On my flagship, Anglican Watch, I recently published an interview with Fr. Mark White, the Catholic priest suspended for speaking out about sexual abuse in the church. While the entire interview is worth reading, there are several questions and answers that are particularly relevant to the situation at Grace Episcopal Alexandria, perjuring priest Bob Malm’s abuse of power, and the role of Susan Goff and other diocesan officials in supporting perjuring priest Bob Malm’s actions:
- Some say that unbridled clericalism is one of the root causes of the problems facing the Catholic Church. Is this accurate? Do you think this is an issue for other faith traditions?
I think “clericalism” makes sense as a term, if defined precisely. In the Church, a deacon, priest, or bishop, has the role of representing Christ as the giver of saving grace. As such, the clergyman deserves commensurate reverence from the Christian, who humbly knows that he or she needs the grace. But ordination does NOT give personal holiness to the ordained. The ordained person remains a sinful human being like everyone else, needs grace like everyone else, and is as capable of committing a crime as anyone else is. A criminal clergyman deserves the same prosecution and punishment as any other criminal.
I think confusion about this distinction between the religious leader as a representative of something, and the religious leader as a fellow human being, runs through all organized religion as a constant danger.
- Is the larger issue perhaps with power, and how it is used in the church, versus the still appalling issues with sexual abuse?
I think that sex abuse by clergy, especially bishops, and episcopal abuse of power are two sides of the same evil coin. According to my limited understanding of it, clergy sex-abuse does damage, above all, by abusing the sublime power of the sacerdotal office. The abuse wounds the victim’s most-important relationship—with God. The wound comes not solely, or even primarily, through the physical violation of the body, but by the manipulation—and crushing distortion—of the victim’s interior religion.

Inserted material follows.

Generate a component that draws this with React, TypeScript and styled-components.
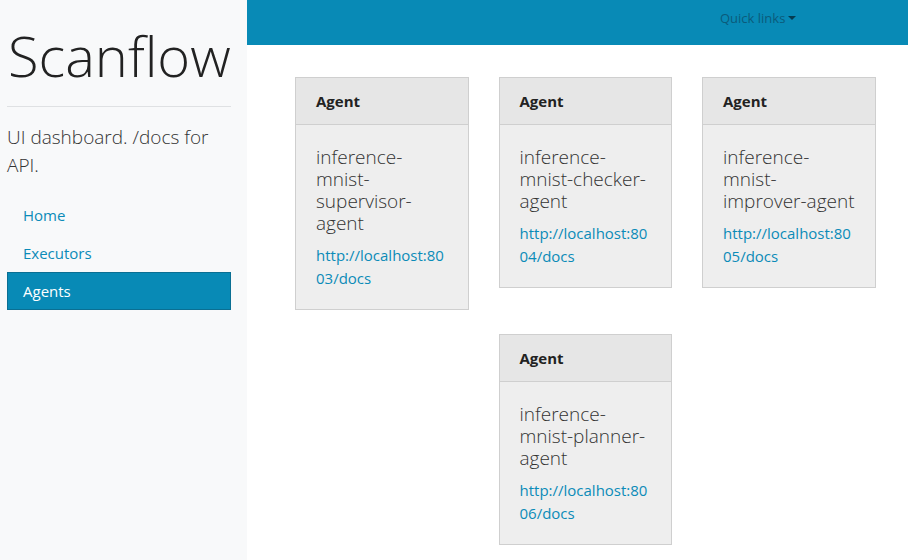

Clerical abuse of power—even when no sex is involved—does the same damage, in the same deep region of the soul.
- What advice do you have for those who are ousted from the church, or perhaps quietly pushed aside, for criticizing the church and its conduct?
My advice would be: Double-check all your facts, think through all your conclusions as carefully as possible, pray, and keep fighting. We are living through a period of Christian history when the institutions are deeply compromised. Living peacefully in them is no sign of virtue, in itself. Quite the contrary.